NBC News’ “The Trail Tapes” is an election season series that focuses on “people with unorthodox relationships to the 2016 campaign.” And the latest installment of the series really lives up to that tagline. It profiles Saba Ahmed, a Muslim lawyer from Washington, D.C., who made headlines back in November when she appeared on Megyn Kelly’s Fox News show wearing an American flag hijab.
“I want to see a Republican in the White House,” Ahmed, wearing a hijab, declared in an interview with NBC News. If that’s surprising, then what she added next just may shock you. “Even if it’s Donald Trump.” The unexpected remark comes spliced between video clips of Trump calling for a shutdown of foreign Muslims entering the U.S.

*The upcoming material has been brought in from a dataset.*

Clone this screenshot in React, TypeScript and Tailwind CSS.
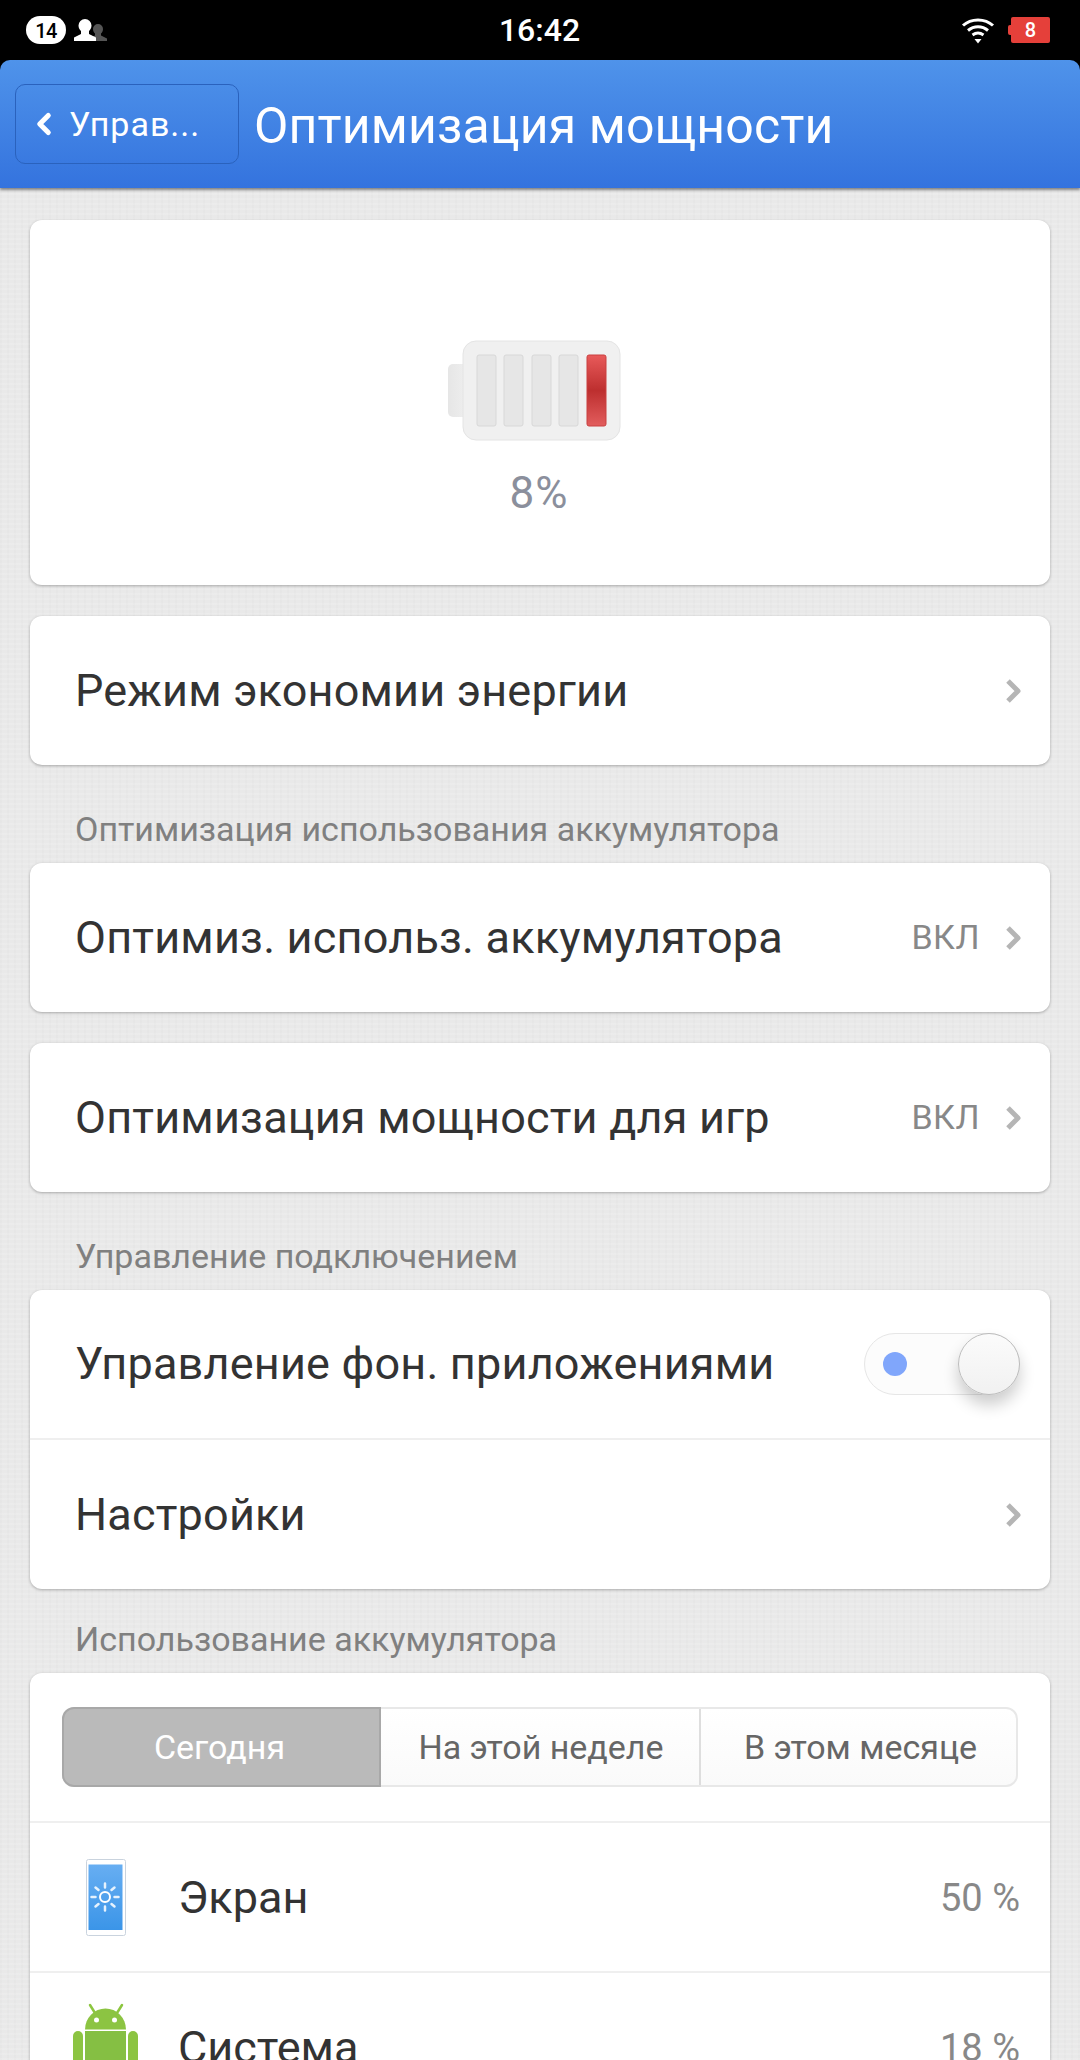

What in tarnation is going on here?
Ahmed is a former Democrat who turned Republican about five years ago, according to the bio on her website. She is the president and founder of the Republican Muslim Coalition and is a frequent guest on cable news shows. She says that American Muslims don’t have enough representation in the discourse happening on cable news and she’s trying to make up for that. “What I’m trying to do is speak for our community.”
She’s also trying to change the minds of American Muslims who feel that Republican candidates like Trump view them as the enemy. Watch in the video above as she confronts Muslims who say they’re going to vote for the Democratic nominee in the general election. Her chief argument is that Republicans’ “core ideals” align better with Muslim beliefs than Democrats’ ideologies do. And she points to the presidential election 16 years ago as evidence that this has always been true.
In the 2000 presidential election, she says that more Muslims voted for George W. Bush than they did for Al Gore. “Sadly, after 9/11, Bush kind of betrayed our community. And that’s what drove a lot of Muslims away from the Republican party,” she says. Now, she’s trying to bring them back to the fold.
But what about Trump? Is she serious? Ahmed acknowledges that Trump’s rhetoric has been damaging, but said “I am hopeful” he’ll change that in the run up to the general election. Ahmed said she thinks the U.S. has real national security problems, but that those problems can be solved with the help of Muslim Americans.